In Bandarathe claimant was a senior producer in the BBC’s Sinhalese Service. In 2013 he had two disciplinary issues.  In one incident, he shouted at a senior manager (although he apologised almost immediately).  The second incident was a decision to give priority to an important Sri Lankan story over the birth of Prince George.  It is of course difficult to assess from the outside just how serious those offences were, although the second offence would probably not amount to gross misconduct in most workplaces (although it probably wouldn’t arise!).

Mr Bandara then became involved in further disciplinary proceedings involving allegations of bullying and intimidation.  The decision-maker in the later disciplinary hearing found that most of the allegations against Mr Bandara should be upheld.  He was dismissed without notice for gross misconduct.  However, it is clear that the decision-maker in that later process took account of the existence of the final written warning and the facts involved in the earlier disciplinary proceedings when making his decision.

The claim

My Bandara made a claim to the Employment Tribunal that he had been unfairly dismissed and was initially successful.  The employer argued that the decision of the Employment  Tribunal was wrong and so appealed to the Employment Appeal Tribunal (EAT).

The decision

the extent to which the later decision-maker had relied on the earlier final written warning, nor the way in which it had been relied upon.  The Tribunal had asked itself whether the dismissal of Mr Bandara would have been fair had the earlier disciplinary proceedings only led to a written warning, for example – nothing to do with the proper legal test.

The EAT has corrected that approach, saying that the Tribunal should have questioned the extent to which the employer had taken account of the final written warning when reaching its decision in the later disciplinary proceedings.  The case has been sent back to the Tribunal because the EAT could not itself make a finding as to whether Mr Bandara had been fairly dismissed or not from the Tribunal’s decision.

To be clear, if the Tribunal had assessed the decision taken by the BBC and the later proceedings as involving a fresh act of gross misconduct by Mr Bandara, the dismissal would have been fair without the need to refer to the earlier final written warning.  The reference to the final written warning as part of the later decision-making process is what has muddied the waters here.  However, the EAT went further and agreed with the Tribunal that the earlier final written warning was, itself, “manifestly unreasonable”.

Things may still end badly for Mr Bandara once the Tribunal has reconsidered his case.  If the Tribunal decides that the manager dealing with the later disciplinary hearing was entitled to conclude that the later acts of misconduct in themselves amounted to gross misconduct, it is likely that his dismissal will be found to be fair.

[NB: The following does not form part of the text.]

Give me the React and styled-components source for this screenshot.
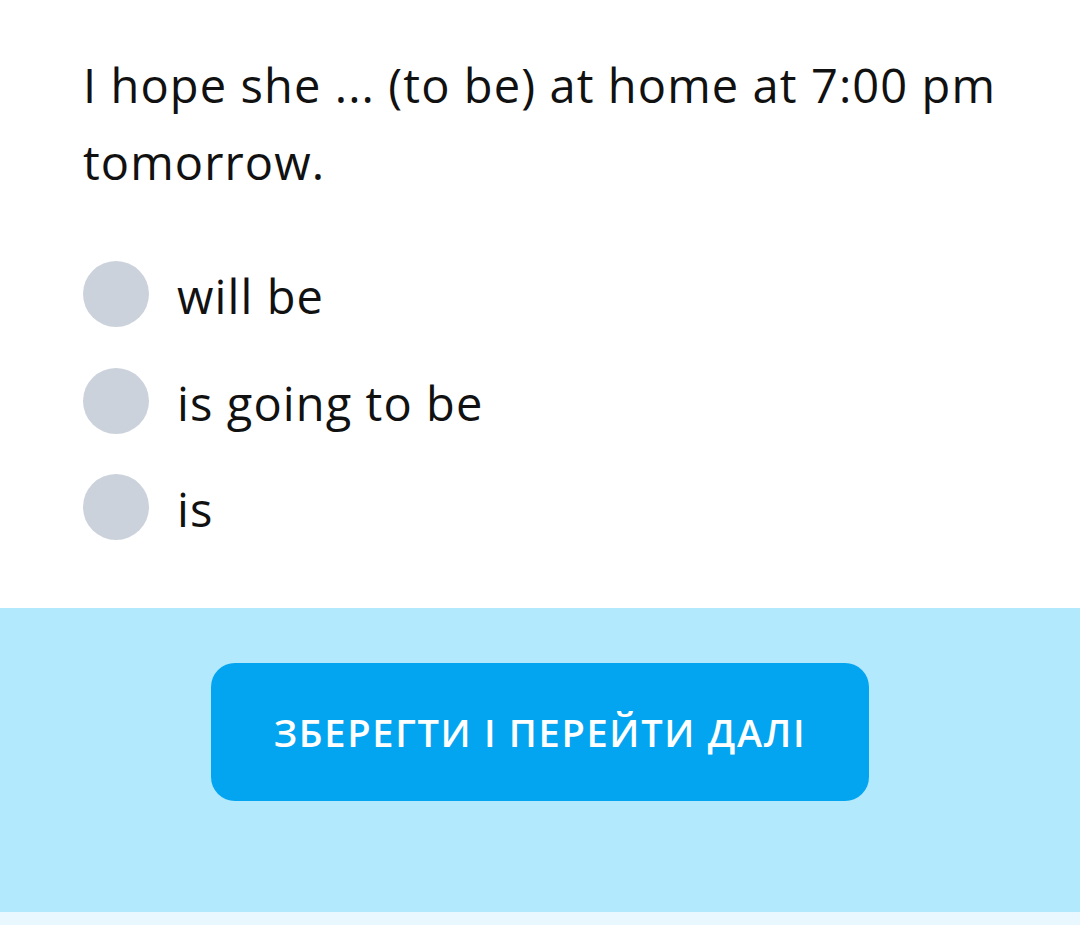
import React from "react";
import styled, { createGlobalStyle } from "styled-components";

const Global = createGlobalStyle`
  html, body { margin: 0; padding: 0; background: #ffffff; }
  body { font-family: "Open Sans", "Noto Sans", sans-serif; color: #111111; }
`;

const Page = styled.div`
  width: 1080px;
  height: 925px;
  display: flex;
  flex-direction: column;
  background: #e8f8fe;
`;

const QuestionArea = styled.div`
  background: #ffffff;
  padding: 47px 40px 68px 83px;
  display: flex;
  flex-direction: column;
`;

const Question = styled.div`
  font-size: 47px;
  letter-spacing: 1.1px;
  line-height: 77px;
  margin: 0 0 60px;
`;

const Options = styled.div`
  display: flex;
  flex-direction: column;
  gap: 40.5px;
`;

const Option = styled.label`
  display: flex;
  align-items: center;
  gap: 28px;
  height: 66px;
  cursor: pointer;
`;

const Radio = styled.span`
  width: 66px;
  height: 66px;
  border-radius: 50%;
  background: #cbd2dc;
  flex-shrink: 0;
`;

const OptionText = styled.span`
  font-size: 47px;
  letter-spacing: 1.1px;
  line-height: 66px;
  padding-top: 4px;
`;

const Footer = styled.div`
  background: #b3e9fc;
  height: 304px;
  display: flex;
  justify-content: center;
  padding-top: 55px;
  box-sizing: border-box;
`;

const Button = styled.button`
  width: 658px;
  height: 138px;
  border: none;
  border-radius: 24px;
  background: #03a5f0;
  color: #ffffff;
  font-family: "Open Sans", "Noto Sans", sans-serif;
  font-weight: 600;
  font-size: 38px;
  letter-spacing: 1.7px;
  cursor: pointer;
`;

const options = ["will be", "is going to be", "is"];

export default function App() {
  return (
    <Page>
      <Global />
      <QuestionArea>
        <Question>I hope she ... (to be) at home at 7:00 pm tomorrow.</Question>
        <Options>
          {options.map((o) => (
            <Option key={o}>
              <Radio />
              <OptionText>{o}</OptionText>
            </Option>
          ))}
        </Options>
      </QuestionArea>
      <Footer>
        <Button>ЗБЕРЕГТИ І ПЕРЕЙТИ ДАЛІ</Button>
      </Footer>
    </Page>
  );
}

If, on the other hand, the Tribunal finds that the decision in the later disciplinary proceedings was influenced by a manifestly unreasonable final written warning, it may not feel able to find that the decision that he had been guilty of gross misconduct in the later proceedings was itself within the range of reasonable responses.

Points for Employers

What is the moral of this tale?  Giving final written warnings like confetti is always a bad idea.  If an employer “tees up” an employee by giving them an unreasonable and unfair final written warning and then waits for them to commit even the most minor act of misconduct, a Tribunal is unlikely to be sympathetic to the employer.  It always makes sense for an employer to decide how serious the new misconduct actually is.  If it is genuinely gross misconduct, the employer will be safe.  If it is minor misconduct, the employer has to look at the “live” final written warning and carry out some sort of check that it was given reasonably, so that it can rely on the earlier warning in dismissing the employee with notice in that latter situation.